_SUPPLIED INFORMATION_

───

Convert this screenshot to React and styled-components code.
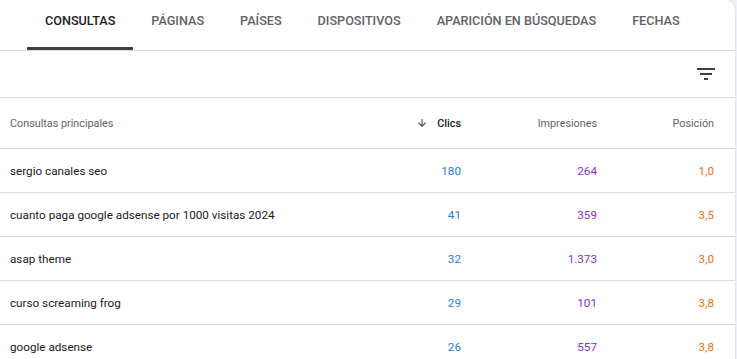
import styled, { createGlobalStyle } from "styled-components";

const GlobalStyle = createGlobalStyle`
  html, body {
    margin: 0;
    padding: 0;
    background: #eef3fb;
    font-family: Roboto, "Liberation Sans", Arial, sans-serif;
  }
`;

const Card = styled.div`
  width: 735px;
  height: 359px;
  overflow: hidden;
  background: #fff;
  border-top-right-radius: 10px;
  box-shadow: 1px 0 1px rgba(60, 64, 67, 0.08);
`;

const TabBar = styled.div`
  display: flex;
  padding-left: 27px;
  height: 50px;
  border-bottom: 1px solid #dadce0;
`;

const Tab = styled.div`
  position: relative;
  display: flex;
  align-items: center;
  padding: 0 18px 10px;
  font-size: 12.65px;
  font-weight: 500;
  color: ${(p) => (p.$active ? "#202124" : "#5f6368")};
  text-transform: uppercase;
  white-space: nowrap;
  &::after {
    content: "";
    display: ${(p) => (p.$active ? "block" : "none")};
    position: absolute;
    left: 0;
    right: 0;
    bottom: 0;
    height: 3px;
    background: #3c4043;
  }
`;

const Toolbar = styled.div`
  display: flex;
  justify-content: flex-end;
  align-items: center;
  height: 46px;
  padding-right: 20px;
  border-bottom: 1px solid #dadce0;
`;

const Row = styled.div`
  display: grid;
  grid-template-columns: 1fr 120px 136px 117px;
  align-items: center;
  height: ${(p) => (p.$head ? "50px" : "43px")};
  padding: 0 21px 0 10px;
  border-bottom: 1px solid #dadce0;
  font-size: ${(p) => (p.$head ? "10.8px" : "11.7px")};
  color: ${(p) => (p.$head ? "#5f6368" : "#202124")};
`;

const Cell = styled.div`
  text-align: right;
  color: ${(p) => p.$color || "inherit"};
  font-weight: ${(p) => (p.$bold ? 500 : 400)};
  display: flex;
  justify-content: flex-end;
  align-items: center;
  gap: 9px;
`;

const Query = styled.div`
  white-space: nowrap;
`;

const FilterIcon = () => (
  <svg width="18" height="12" viewBox="0 0 18 12">
    <rect x="0" y="0" width="18" height="2" fill="#3c4043" />
    <rect x="3" y="5" width="12" height="2" fill="#3c4043" />
    <rect x="7" y="10" width="4" height="2" fill="#3c4043" />
  </svg>
);

const ArrowDown = () => (
  <svg width="12" height="12" viewBox="0 0 24 24">
    <path
      d="M20 12l-1.41-1.41L13 16.17V4h-2v12.17l-5.58-5.59L4 12l8 8 8-8z"
      fill="#3c4043"
    />
  </svg>
);

const tabs = [
  "Consultas",
  "Páginas",
  "Países",
  "Dispositivos",
  "Aparición en búsquedas",
  "Fechas",
];

const rows = [
  ["sergio canales seo", "180", "264", "1,0"],
  ["cuanto paga google adsense por 1000 visitas 2024", "41", "359", "3,5"],
  ["asap theme", "32", "1.373", "3,0"],
  ["curso screaming frog", "29", "101", "3,8"],
  ["google adsense", "26", "557", "3,8"],
];

export default function App() {
  return (
    <>
      <GlobalStyle />
      <Card>
        <TabBar>
          {tabs.map((t, i) => (
            <Tab key={t} $active={i === 0}>
              {t}
            </Tab>
          ))}
        </TabBar>
        <Toolbar>
          <FilterIcon />
        </Toolbar>
        <Row $head>
          <Query>Consultas principales</Query>
          <Cell $color="#202124" $bold>
            <ArrowDown />
            Clics
          </Cell>
          <Cell>Impresiones</Cell>
          <Cell>Posición</Cell>
        </Row>
        {rows.map((r) => (
          <Row key={r[0]}>
            <Query>{r[0]}</Query>
            <Cell $color="#2a7de8">{r[1]}</Cell>
            <Cell $color="#8a33cc">{r[2]}</Cell>
            <Cell $color="#e8710a">{r[3]}</Cell>
          </Row>
        ))}
      </Card>
    </>
  );
}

───

_WORK INSTRUCTIONS_
Reproduce every line of the material precisely, omitting its pictures.

_RESPONSE TO THE TASK_
Convert this screenshot to React and styled-components code.
import styled, { createGlobalStyle } from "styled-components";

const GlobalStyle = createGlobalStyle`
  html, body {
    margin: 0;
    padding: 0;
    background: #eef3fb;
    font-family: Roboto, "Liberation Sans", Arial, sans-serif;
  }
`;

const Card = styled.div`
  width: 735px;
  height: 359px;
  overflow: hidden;
  background: #fff;
  border-top-right-radius: 10px;
  box-shadow: 1px 0 1px rgba(60, 64, 67, 0.08);
`;

const TabBar = styled.div`
  display: flex;
  padding-left: 27px;
  height: 50px;
  border-bottom: 1px solid #dadce0;
`;

const Tab = styled.div`
  position: relative;
  display: flex;
  align-items: center;
  padding: 0 18px 10px;
  font-size: 12.65px;
  font-weight: 500;
  color: ${(p) => (p.$active ? "#202124" : "#5f6368")};
  text-transform: uppercase;
  white-space: nowrap;
  &::after {
    content: "";
    display: ${(p) => (p.$active ? "block" : "none")};
    position: absolute;
    left: 0;
    right: 0;
    bottom: 0;
    height: 3px;
    background: #3c4043;
  }
`;

const Toolbar = styled.div`
  display: flex;
  justify-content: flex-end;
  align-items: center;
  height: 46px;
  padding-right: 20px;
  border-bottom: 1px solid #dadce0;
`;

const Row = styled.div`
  display: grid;
  grid-template-columns: 1fr 120px 136px 117px;
  align-items: center;
  height: ${(p) => (p.$head ? "50px" : "43px")};
  padding: 0 21px 0 10px;
  border-bottom: 1px solid #dadce0;
  font-size: ${(p) => (p.$head ? "10.8px" : "11.7px")};
  color: ${(p) => (p.$head ? "#5f6368" : "#202124")};
`;

const Cell = styled.div`
  text-align: right;
  color: ${(p) => p.$color || "inherit"};
  font-weight: ${(p) => (p.$bold ? 500 : 400)};
  display: flex;
  justify-content: flex-end;
  align-items: center;
  gap: 9px;
`;

const Query = styled.div`
  white-space: nowrap;
`;

const FilterIcon = () => (
  <svg width="18" height="12" viewBox="0 0 18 12">
    <rect x="0" y="0" width="18" height="2" fill="#3c4043" />
    <rect x="3" y="5" width="12" height="2" fill="#3c4043" />
    <rect x="7" y="10" width="4" height="2" fill="#3c4043" />
  </svg>
);

const ArrowDown = () => (
  <svg width="12" height="12" viewBox="0 0 24 24">
    <path
      d="M20 12l-1.41-1.41L13 16.17V4h-2v12.17l-5.58-5.59L4 12l8 8 8-8z"
      fill="#3c4043"
    />
  </svg>
);

const tabs = [
  "Consultas",
  "Páginas",
  "Países",
  "Dispositivos",
  "Aparición en búsquedas",
  "Fechas",
];

const rows = [
  ["sergio canales seo", "180", "264", "1,0"],
  ["cuanto paga google adsense por 1000 visitas 2024", "41", "359", "3,5"],
  ["asap theme", "32", "1.373", "3,0"],
  ["curso screaming frog", "29", "101", "3,8"],
  ["google adsense", "26", "557", "3,8"],
];

export default function App() {
  return (
    <>
      <GlobalStyle />
      <Card>
        <TabBar>
          {tabs.map((t, i) => (
            <Tab key={t} $active={i === 0}>
              {t}
            </Tab>
          ))}
        </TabBar>
        <Toolbar>
          <FilterIcon />
        </Toolbar>
        <Row $head>
          <Query>Consultas principales</Query>
          <Cell $color="#202124" $bold>
            <ArrowDown />
            Clics
          </Cell>
          <Cell>Impresiones</Cell>
          <Cell>Posición</Cell>
        </Row>
        {rows.map((r) => (
          <Row key={r[0]}>
            <Query>{r[0]}</Query>
            <Cell $color="#2a7de8">{r[1]}</Cell>
            <Cell $color="#8a33cc">{r[2]}</Cell>
            <Cell $color="#e8710a">{r[3]}</Cell>
          </Row>
        ))}
      </Card>
    </>
  );
}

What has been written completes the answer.